Mas eu entendo. Apesar daquilo que se preconiza nos documentos estratégicos para a Educação, o ensino em Portugal, genericamente, não apela ao raciocínio, à capacidade de construir argumentos e de relacionar conceitos, à abstracção, ao sentido crítico; baseia-se na mecanização, na reprodução acrítica, na memorização. Na prática lectiva, privilegia-se o saber fazer em vez do saber pensar.

Ocorreu-me isto a propósito da ida de Adolfo Mesquita Nunes para a Galp. Um ponto prévio. Conheci-o quando era secretário de Estado do Turismo. Eu estava a escrever o ensaio da FFMS e ele recebeu-me. A partilha do interesse pelo sector, a confluência de ideias e amigos em comum mantiveram-nos em contacto. A minha boa opinião a seu respeito não será segredo – até acho que ele parece economista. E lamento, por isso, não o ver continuar na política activa, embora nunca tivesse tido a ilusão de que o seu posicionamento ideológico (muito próximo do meu) pudesse granjear grande apoio em Portugal (nem sequer no seu partido).

Mas voltemos ao seu convite para administrador não executivo. As reacções que gerou incluíram frequentemente a menção à inexperiência no sector energético. Num país que alimenta uma enorme porta giratória, em que as pessoas ora estão no regulador ora no regulado, em que a legislação é produzida em regime de outsourcing em escritórios privados, em que se tem um pé no mundo empresarial e outro em cargos onde se decide sobre esse mesmo mundo, é normal que se questione a benevolência da escolha de Paula Amorim. Mesmo quando Adolfo Mesquita Nunes deu, à frente da secretaria de Estado do Turismo, provas de ser capaz de fazer um bom trabalho em áreas que até então não eram a sua.
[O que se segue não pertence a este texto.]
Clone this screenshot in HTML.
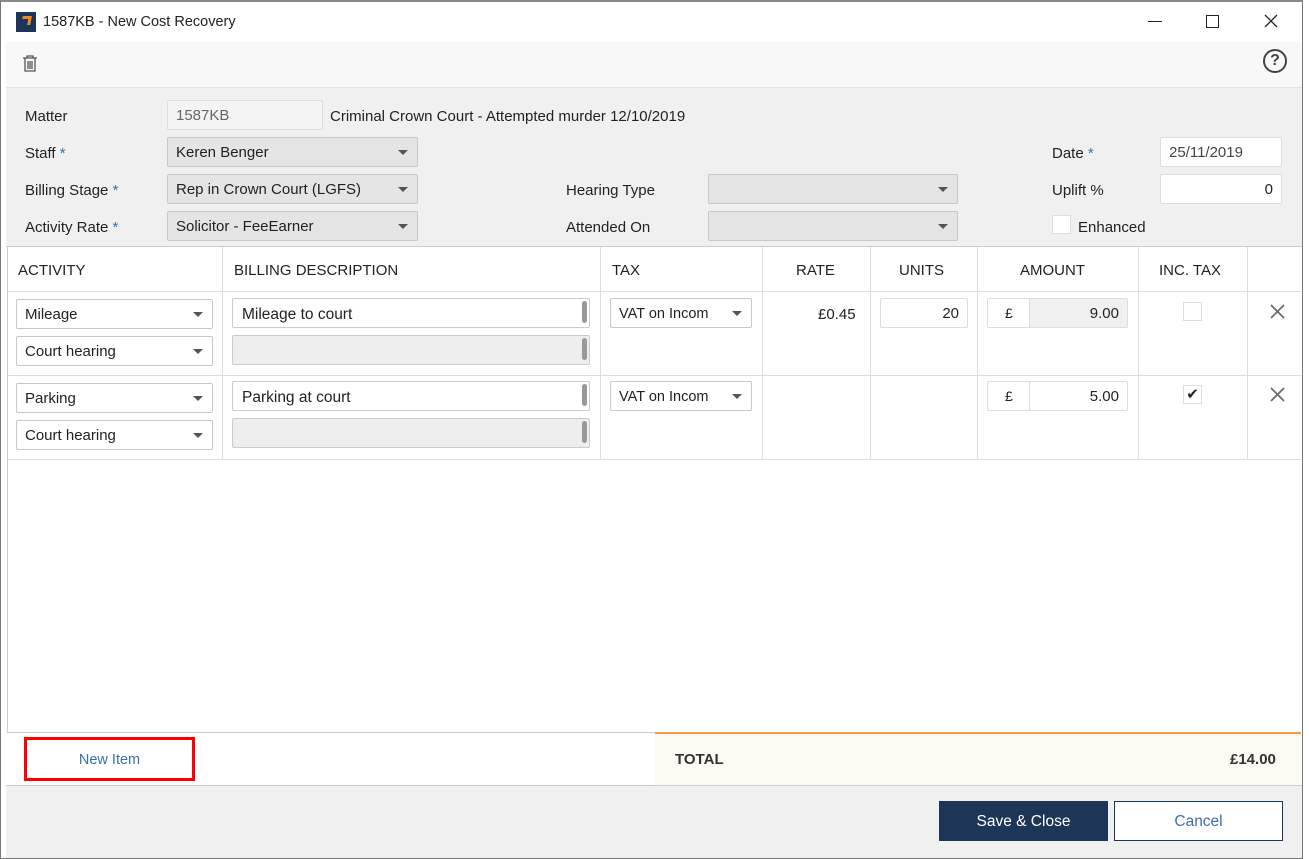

É possível que a escola da D. Irene, onde Adolfo Mesquita Nunes fez a primária, pusesse os alunos a pensar. Que os estimulasse a procurar perguntas e a descobrir-lhes as respostas, em vez de lhes dar uma receita passo-a-passo para obter soluções. Não sei.
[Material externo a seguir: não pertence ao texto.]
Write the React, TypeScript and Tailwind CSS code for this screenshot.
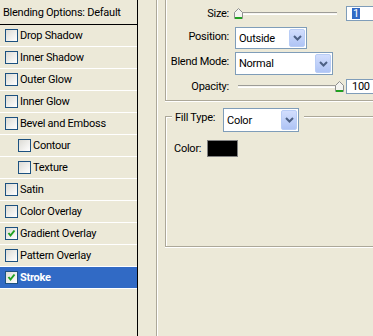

Sei que gostava de ter um sistema de ensino que efectivamente motivasse a curiosidade, a criatividade, a resolução de problemas, o debate, em que os alunos são induzidos a reflectir sobre o seu próprio processo de aprendizagem. Um sistema de ensino tal que alguém com uma formação num determinado campo não deixa de ser um contributo válido para outras áreas, porque sabe pensar, sabe analisar as questões e consegue trazer perspectivas novas. Um sistema de ensino que não deixasse ninguém apreensivo por se ter de lidar com questões novas e diferentes. É que o futuro é assim: cheio de coisas desconhecidas.

Nota: A autora escreve segundo a ortografia anterior ao acordo de 1990.

Disclaimer: As opiniões expressas neste artigo são pessoais e vinculam apenas e somente a sua autora.